Sorry, Tulane. You are in the wrong here and that is why I will not donate to you until the lawsuit is settled.


Raye said...

As another disgruntled Newcomb Alumnae, I am equally passionate though less articulate! As an aside, if there's no longer a Newcomb College providing smart, savvy, accomplished graduates, then how will the alumnae association continue?

But that's an aside. Here's my cranky gripe: if Tulane can afford lawyers from three different expensive firms, slick mailings to discredit caring alums and to promote their version of reality, and a costly (of course) PR firm, then why do they need to fundraise? Instead of spending millions to counter caring Newcomb graduates and our supporters, why not engage us in restructuring and re-establishing a beloved 120 year old college? Imagine the support and dollars they'd then receive.

Kudos and appreciation for your blog. And your humor! The tax deductible organization "The Future of Newcomb College" could use your fundraising (and other) talents. Visit www.newcomblives and join us. We use the talents and leadership skills developed at Newcomb to support the law suit to bring back our college. We hope your readers will check us out. And you, Ashley-cita, will be the first blog I follow! Thanks for a great read.

msdoc said...

LOL! Why does Tulane think any Newcomb alum would respond to that kind of phone call?

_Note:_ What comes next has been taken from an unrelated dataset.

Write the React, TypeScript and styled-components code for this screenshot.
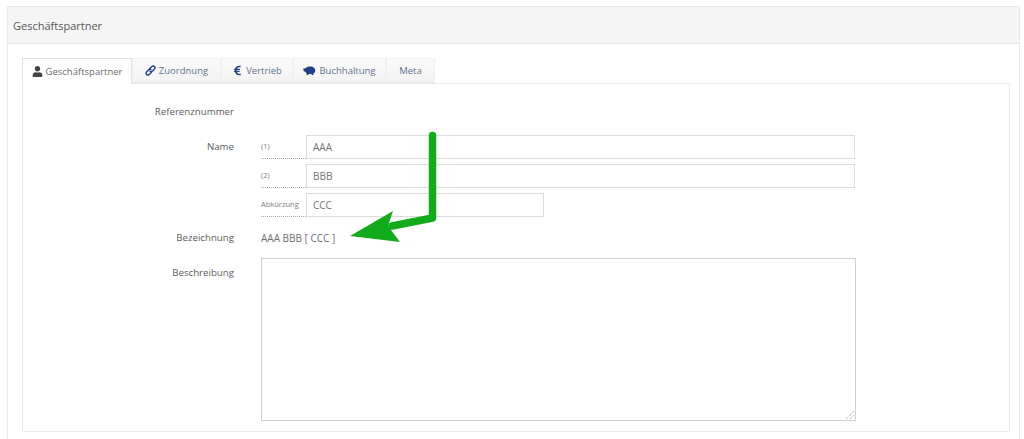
import { createGlobalStyle, styled } from "styled-components";
import { FaUser, FaEuroSign } from "react-icons/fa";

const GlobalStyle = createGlobalStyle`
  html, body {
    margin: 0;
    background: #fff;
    font-family: "Open Sans", "Noto Sans", sans-serif;
    font-size: 10px;
    color: #555;
    overflow: hidden;
  }
`;

const Page = styled.div`
  position: relative;
  width: 1024px;
  height: 439px;
  padding: 6px 4px 0 7px;
  box-sizing: border-box;
  overflow: hidden;
`;

const Panel = styled.section`
  border: 1px solid #e9e9e9;
  border-bottom: none;
  height: 433px;
  box-sizing: border-box;
`;

const PanelHeader = styled.header`
  height: 37px;
  padding-left: 5px;
  display: flex;
  align-items: center;
  background: #f5f5f5;
  border-bottom: 1px solid #e4e4e4;
  box-sizing: border-box;
  font-size: 11px;
  color: #555;
`;

const PanelBody = styled.div`
  padding: 14px 9px 0 14px;
`;

const TabBar = styled.ul`
  display: flex;
  list-style: none;
  margin: 0;
  padding: 0;
  height: 25px;
`;

const Tab = styled.li<{ $active?: boolean; $width: number }>`
  width: ${(p) => p.$width}px;
  height: ${(p) => (p.$active ? 26 : 25)}px;
  box-sizing: border-box;
  display: flex;
  align-items: center;
  justify-content: center;
  gap: 3px;
  position: relative;
  z-index: ${(p) => (p.$active ? 1 : 0)};
  font-size: 9.5px;
  color: ${(p) => (p.$active ? "#6a6a6a" : "#65738f")};
  background: ${(p) => (p.$active ? "#fff" : "linear-gradient(#fbfbfb, #f3f3f3)")};
  border: 1px solid ${(p) => (p.$active ? "#e4e4e4" : "#f1f1f1")};
  border-bottom: ${(p) => (p.$active ? "none" : "1px solid #e8e8e8")};
  svg {
    color: ${(p) => (p.$active ? "#444" : "#1f3f86")};
    width: 11px;
    height: 11px;
    flex: none;
  }
  svg.pig {
    width: 13px;
  }
`;

const TabContent = styled.div`
  border: 1px solid #ebebeb;
  height: 349px;
  box-sizing: border-box;
  padding-top: 21px;
  padding-right: 154px;
`;

const Row = styled.div<{ $mt?: number }>`
  display: grid;
  grid-template-columns: 211px 1fr;
  column-gap: 27px;
  margin-top: ${(p) => p.$mt ?? 0}px;
`;

const Label = styled.label<{ $pt?: number }>`
  text-align: right;
  font-size: 9.7px;
  line-height: 14px;
  padding-top: ${(p) => p.$pt ?? 0}px;
  color: #5c5c5c;
`;

const Plain = styled.div`
  font-size: 10px;
  line-height: 14px;
  color: #6e6e6e;
`;

const Stack = styled.div`
  display: flex;
  flex-direction: column;
  gap: 5px;
`;

const Group = styled.div`
  display: flex;
  height: 24px;
`;

const Addon = styled.span`
  width: 45px;
  flex: none;
  box-sizing: border-box;
  border-bottom: 1px dotted #aaa;
  font-size: 7.5px;
  line-height: 22px;
  color: #808080;
  white-space: nowrap;
`;

const Field = styled.div<{ $width?: number }>`
  flex: ${(p) => (p.$width ? "none" : 1)};
  width: ${(p) => (p.$width ? `${p.$width}px` : "auto")};
  box-sizing: border-box;
  border: 1px solid #dcdcdc;
  padding-left: 6px;
  display: flex;
  align-items: center;
  font-size: 10px;
  color: #747474;
`;

const TextArea = styled.div`
  position: relative;
  height: 163px;
  margin-right: -1px;
  border: 1px solid #d0d0d0;
  box-sizing: border-box;
`;

const Grip = styled.svg`
  position: absolute;
  right: 0;
  bottom: 0;
`;

const Arrow = styled.svg`
  position: absolute;
  left: 0;
  top: 0;
  pointer-events: none;
`;

const ChainIcon = () => (
  <svg viewBox="0 0 12 12" fill="none" stroke="currentColor" strokeWidth="1.5" strokeLinecap="round">
    <path d="M5 4.2 L7.6 1.7 A1.9 1.9 0 0 1 10.3 4.4 L8 6.7 A1.9 1.9 0 0 1 5.4 6.9" />
    <path d="M7 7.8 L4.4 10.3 A1.9 1.9 0 0 1 1.7 7.6 L4 5.3 A1.9 1.9 0 0 1 6.6 5.1" />
  </svg>
);

const PigIcon = () => (
  <svg className="pig" viewBox="0 0 13 11" fill="currentColor">
    <path d="M0.3 3.4 L2.6 3.3 C3.4 2.2 5 1.6 7 1.6 C10 1.6 12.3 3.2 12.3 5.4 C12.3 6.7 11.5 7.7 10.6 8.3 L10.4 10 L8.8 10 L8.5 9 L5.6 9 L5.3 10 L3.7 10 L3.4 8 C2.8 7.6 2.4 7.2 2.1 6.6 L0.8 6.4 Z" />
  </svg>
);

export default function App() {
  return (
    <Page>
      <GlobalStyle />
      <Panel>
        <PanelHeader>Geschäftspartner</PanelHeader>
        <PanelBody>
          <TabBar>
            <Tab $active $width={110}>
              <FaUser /> Geschäftspartner
            </Tab>
            <Tab $width={89}>
              <ChainIcon /> Zuordnung
            </Tab>
            <Tab $width={72}>
              <FaEuroSign /> Vertrieb
            </Tab>
            <Tab $width={93}>
              <PigIcon /> Buchhaltung
            </Tab>
            <Tab $width={49}>Meta</Tab>
          </TabBar>
          <TabContent>
            <Row>
              <Label>Referenznummer</Label>
              <div />
            </Row>
            <Row $mt={16}>
              <Label $pt={5}>Name</Label>
              <Stack>
                <Group>
                  <Addon>(1)</Addon>
                  <Field>AAA</Field>
                </Group>
                <Group>
                  <Addon>(2)</Addon>
                  <Field>BBB</Field>
                </Group>
                <Group>
                  <Addon>Abkürzung</Addon>
                  <Field $width={238}>CCC</Field>
                </Group>
              </Stack>
            </Row>
            <Row $mt={14}>
              <Label>Bezeichnung</Label>
              <Plain>AAA BBB [ CCC ]</Plain>
            </Row>
            <Row $mt={13}>
              <Label $pt={8}>Beschreibung</Label>
              <TextArea>
                <Grip width="10" height="10" viewBox="0 0 10 10">
                  <path d="M1 9 L9 1 M5 9 L9 5" stroke="#999" strokeWidth="1" strokeDasharray="1 1" fill="none" />
                </Grip>
              </TextArea>
            </Row>
          </TabContent>
        </PanelBody>
      </Panel>
      <Arrow width="1024" height="439" viewBox="0 0 1024 439">
        <path d="M432.5 135.5 V218 L392 226" stroke="#12ab1c" strokeWidth="7.5" strokeLinecap="round" strokeLinejoin="round" fill="none" />
        <path d="M350 236 L393 211 L388 226 L400 242 Z" fill="#12ab1c" />
      </Arrow>
    </Page>
  );
}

It is typical of what has happened here. Since the Renewal Plan, TU has sunk to being a 2d-choice university. The best way to renew itself would be to restore Newcomb, which was a 1st-choice women's college.

ashley-cita said...

I just read a blog that said this year's graduating class will be the last to graduate from Newcomb College. Next year's class will be the result of Newcomb Institute... unbelievable.

Thank you both for commenting. Even if Tulane was right in consolidating Tulane College and Newcomb College (which they are not), they really missed the boat in bringing Newcomb alums along in the process. It's my feeling that they are trying to convert as many as possible to Tulane donors, cut their losses with the rest, and are focusing on the next generation who do not identify with the Newcomb name.

Kate said...

How can a graduating class be the result of an institute that is just a bunch of programs?

Face it, Tulane doesn't know what it is doing. They probably realized they screwed themselves closing Newcomb and don't have the sense to know that they should reopen the college and get going again.

And they did NOT consolidate Newcomb and Tulane. They just killed off Newcomb and put all that money into doing whatever the institute is trying to accomplish. (And they are killing off the alumnae association in the process by making them go beg people to support the institute.)

It is pitiful.

Circe said...

I suck and have lots of catch-up reading to do.

ashley-cita said...

I love you, Circe. Never ever change.